# What the task asks
Go through the records and copy each line where the word "components" occurs.

· · · ·

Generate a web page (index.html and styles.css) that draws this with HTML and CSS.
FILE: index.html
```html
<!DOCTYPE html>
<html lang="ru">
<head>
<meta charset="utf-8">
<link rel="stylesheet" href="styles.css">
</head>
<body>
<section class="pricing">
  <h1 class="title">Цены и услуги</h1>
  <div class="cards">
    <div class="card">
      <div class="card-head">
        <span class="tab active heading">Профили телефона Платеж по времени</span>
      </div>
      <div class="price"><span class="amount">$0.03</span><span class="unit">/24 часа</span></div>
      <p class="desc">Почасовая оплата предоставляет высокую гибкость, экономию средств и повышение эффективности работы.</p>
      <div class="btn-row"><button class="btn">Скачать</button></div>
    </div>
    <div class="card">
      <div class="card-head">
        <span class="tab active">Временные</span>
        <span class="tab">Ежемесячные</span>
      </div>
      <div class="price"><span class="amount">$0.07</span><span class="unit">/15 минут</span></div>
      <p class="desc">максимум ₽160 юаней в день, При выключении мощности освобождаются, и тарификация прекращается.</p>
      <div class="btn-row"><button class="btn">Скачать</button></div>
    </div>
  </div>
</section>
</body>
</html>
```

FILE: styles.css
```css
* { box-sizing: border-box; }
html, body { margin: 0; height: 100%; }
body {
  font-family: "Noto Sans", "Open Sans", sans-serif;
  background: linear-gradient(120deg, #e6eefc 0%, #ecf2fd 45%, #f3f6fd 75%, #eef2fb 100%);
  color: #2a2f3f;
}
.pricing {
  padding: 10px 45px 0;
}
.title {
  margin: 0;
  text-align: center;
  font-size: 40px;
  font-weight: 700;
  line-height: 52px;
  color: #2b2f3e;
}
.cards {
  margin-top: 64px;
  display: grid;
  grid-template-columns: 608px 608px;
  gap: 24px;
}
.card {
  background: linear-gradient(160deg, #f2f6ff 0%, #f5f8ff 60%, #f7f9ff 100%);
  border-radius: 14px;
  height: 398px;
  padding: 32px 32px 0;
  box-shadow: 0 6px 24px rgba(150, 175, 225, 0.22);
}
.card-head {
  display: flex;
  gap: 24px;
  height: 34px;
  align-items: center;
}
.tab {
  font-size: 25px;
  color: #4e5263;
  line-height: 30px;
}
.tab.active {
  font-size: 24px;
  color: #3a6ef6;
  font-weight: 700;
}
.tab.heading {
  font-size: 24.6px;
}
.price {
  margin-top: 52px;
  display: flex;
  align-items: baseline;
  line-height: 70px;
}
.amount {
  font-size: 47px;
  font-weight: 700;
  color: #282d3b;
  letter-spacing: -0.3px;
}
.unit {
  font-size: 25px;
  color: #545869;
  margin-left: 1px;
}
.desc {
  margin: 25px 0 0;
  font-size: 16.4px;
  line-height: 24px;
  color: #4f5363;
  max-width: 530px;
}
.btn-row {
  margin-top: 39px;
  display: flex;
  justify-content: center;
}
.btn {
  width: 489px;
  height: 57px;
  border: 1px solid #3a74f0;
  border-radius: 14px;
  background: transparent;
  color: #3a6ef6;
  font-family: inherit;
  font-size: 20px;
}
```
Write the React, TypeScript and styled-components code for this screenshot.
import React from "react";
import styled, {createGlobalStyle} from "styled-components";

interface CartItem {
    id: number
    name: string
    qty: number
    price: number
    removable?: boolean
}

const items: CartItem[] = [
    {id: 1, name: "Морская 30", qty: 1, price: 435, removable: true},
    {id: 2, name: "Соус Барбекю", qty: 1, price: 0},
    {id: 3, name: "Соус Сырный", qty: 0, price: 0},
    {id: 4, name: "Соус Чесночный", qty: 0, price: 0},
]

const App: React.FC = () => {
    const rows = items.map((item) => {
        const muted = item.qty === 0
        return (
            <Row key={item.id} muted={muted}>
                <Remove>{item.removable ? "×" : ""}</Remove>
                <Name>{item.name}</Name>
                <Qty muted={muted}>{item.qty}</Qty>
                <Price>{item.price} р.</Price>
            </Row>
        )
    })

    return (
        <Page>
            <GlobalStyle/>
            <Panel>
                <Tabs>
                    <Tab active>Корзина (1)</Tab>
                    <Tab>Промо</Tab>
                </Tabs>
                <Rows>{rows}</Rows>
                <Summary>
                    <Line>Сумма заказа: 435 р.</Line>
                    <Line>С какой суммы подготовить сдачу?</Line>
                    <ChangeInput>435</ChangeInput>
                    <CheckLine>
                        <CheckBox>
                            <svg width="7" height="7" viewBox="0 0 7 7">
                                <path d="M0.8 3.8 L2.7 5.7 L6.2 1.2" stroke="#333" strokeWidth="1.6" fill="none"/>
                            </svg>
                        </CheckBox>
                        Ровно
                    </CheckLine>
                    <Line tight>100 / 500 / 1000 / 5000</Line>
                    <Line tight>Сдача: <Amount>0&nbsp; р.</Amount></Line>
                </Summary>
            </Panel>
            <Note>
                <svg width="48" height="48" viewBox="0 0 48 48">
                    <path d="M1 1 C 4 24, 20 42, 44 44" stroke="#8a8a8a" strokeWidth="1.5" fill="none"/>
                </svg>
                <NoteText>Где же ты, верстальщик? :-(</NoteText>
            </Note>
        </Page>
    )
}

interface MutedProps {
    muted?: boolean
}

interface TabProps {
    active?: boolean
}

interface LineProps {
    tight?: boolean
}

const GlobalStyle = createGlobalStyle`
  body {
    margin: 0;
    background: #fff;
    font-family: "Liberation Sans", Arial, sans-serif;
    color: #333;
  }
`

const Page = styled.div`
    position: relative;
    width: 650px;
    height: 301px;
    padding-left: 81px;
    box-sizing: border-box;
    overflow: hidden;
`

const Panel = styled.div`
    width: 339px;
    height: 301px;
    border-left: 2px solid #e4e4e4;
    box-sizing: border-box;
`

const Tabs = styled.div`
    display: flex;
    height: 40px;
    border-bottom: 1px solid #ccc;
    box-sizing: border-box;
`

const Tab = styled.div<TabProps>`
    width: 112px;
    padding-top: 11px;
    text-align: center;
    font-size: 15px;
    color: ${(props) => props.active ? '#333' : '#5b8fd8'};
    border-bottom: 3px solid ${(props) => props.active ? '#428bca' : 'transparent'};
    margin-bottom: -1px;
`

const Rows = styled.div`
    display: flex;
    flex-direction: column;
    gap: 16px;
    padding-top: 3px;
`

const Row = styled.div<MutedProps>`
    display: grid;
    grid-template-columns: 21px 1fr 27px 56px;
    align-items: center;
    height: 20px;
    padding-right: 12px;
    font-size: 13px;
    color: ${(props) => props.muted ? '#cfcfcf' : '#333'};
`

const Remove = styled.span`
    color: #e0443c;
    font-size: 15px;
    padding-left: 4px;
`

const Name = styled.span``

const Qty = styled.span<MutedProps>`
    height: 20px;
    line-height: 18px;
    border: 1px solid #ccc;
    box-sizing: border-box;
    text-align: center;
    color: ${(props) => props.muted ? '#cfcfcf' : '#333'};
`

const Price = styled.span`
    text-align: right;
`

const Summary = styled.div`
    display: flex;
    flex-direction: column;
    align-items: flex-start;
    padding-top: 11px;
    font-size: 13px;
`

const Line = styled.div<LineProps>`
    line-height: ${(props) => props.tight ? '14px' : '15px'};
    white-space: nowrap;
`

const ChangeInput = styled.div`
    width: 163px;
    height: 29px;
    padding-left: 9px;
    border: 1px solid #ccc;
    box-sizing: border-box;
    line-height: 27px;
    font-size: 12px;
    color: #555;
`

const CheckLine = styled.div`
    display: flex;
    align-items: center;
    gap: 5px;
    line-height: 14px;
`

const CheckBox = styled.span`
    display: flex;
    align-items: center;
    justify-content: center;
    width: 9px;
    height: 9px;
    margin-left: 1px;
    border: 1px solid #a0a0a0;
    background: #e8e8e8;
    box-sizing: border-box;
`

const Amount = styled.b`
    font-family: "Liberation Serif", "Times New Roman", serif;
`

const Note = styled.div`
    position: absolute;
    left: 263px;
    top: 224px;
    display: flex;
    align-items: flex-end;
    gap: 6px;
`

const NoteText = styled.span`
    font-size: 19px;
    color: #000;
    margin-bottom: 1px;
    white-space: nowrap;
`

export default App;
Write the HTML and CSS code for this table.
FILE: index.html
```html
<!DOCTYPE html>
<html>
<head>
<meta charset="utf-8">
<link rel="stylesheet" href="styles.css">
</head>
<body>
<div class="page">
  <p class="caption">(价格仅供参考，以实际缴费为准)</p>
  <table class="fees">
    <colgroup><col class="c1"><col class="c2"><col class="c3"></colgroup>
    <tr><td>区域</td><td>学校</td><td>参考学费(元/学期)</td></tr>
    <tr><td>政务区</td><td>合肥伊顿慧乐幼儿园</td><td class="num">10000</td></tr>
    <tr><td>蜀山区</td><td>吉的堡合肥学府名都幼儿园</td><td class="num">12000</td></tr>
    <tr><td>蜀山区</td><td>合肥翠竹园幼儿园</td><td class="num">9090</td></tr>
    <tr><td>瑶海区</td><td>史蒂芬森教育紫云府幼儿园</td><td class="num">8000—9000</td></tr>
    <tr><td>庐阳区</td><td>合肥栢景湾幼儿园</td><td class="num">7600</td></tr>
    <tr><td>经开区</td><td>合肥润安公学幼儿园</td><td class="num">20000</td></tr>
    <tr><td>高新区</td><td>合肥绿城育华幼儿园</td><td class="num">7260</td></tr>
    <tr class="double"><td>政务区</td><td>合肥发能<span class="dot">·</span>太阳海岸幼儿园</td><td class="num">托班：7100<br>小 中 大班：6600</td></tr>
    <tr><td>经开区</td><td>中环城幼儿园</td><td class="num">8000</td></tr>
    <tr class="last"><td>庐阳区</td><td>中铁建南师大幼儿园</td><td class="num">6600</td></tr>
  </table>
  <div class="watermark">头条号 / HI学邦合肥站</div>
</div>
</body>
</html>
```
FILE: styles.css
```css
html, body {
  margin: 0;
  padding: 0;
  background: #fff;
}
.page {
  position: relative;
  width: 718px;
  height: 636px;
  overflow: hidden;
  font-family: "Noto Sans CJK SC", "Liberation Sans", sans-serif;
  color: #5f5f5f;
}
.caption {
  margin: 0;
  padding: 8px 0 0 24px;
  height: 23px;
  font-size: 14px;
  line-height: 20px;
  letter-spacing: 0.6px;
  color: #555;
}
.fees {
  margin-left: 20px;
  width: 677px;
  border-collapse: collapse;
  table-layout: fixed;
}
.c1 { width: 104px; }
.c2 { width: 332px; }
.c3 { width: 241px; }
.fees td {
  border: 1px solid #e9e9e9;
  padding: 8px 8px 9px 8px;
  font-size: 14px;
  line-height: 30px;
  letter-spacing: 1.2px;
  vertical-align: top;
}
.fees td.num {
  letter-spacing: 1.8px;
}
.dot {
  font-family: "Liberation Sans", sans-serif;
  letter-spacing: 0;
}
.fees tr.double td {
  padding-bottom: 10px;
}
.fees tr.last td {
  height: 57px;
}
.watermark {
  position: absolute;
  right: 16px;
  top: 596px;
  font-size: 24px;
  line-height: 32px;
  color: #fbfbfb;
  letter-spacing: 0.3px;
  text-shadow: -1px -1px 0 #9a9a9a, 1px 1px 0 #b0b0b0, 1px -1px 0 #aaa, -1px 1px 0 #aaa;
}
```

· · · ·

# Finished exercise
Write the React, TypeScript and styled-components code for this screenshot.
import styled, {createGlobalStyle} from "styled-components";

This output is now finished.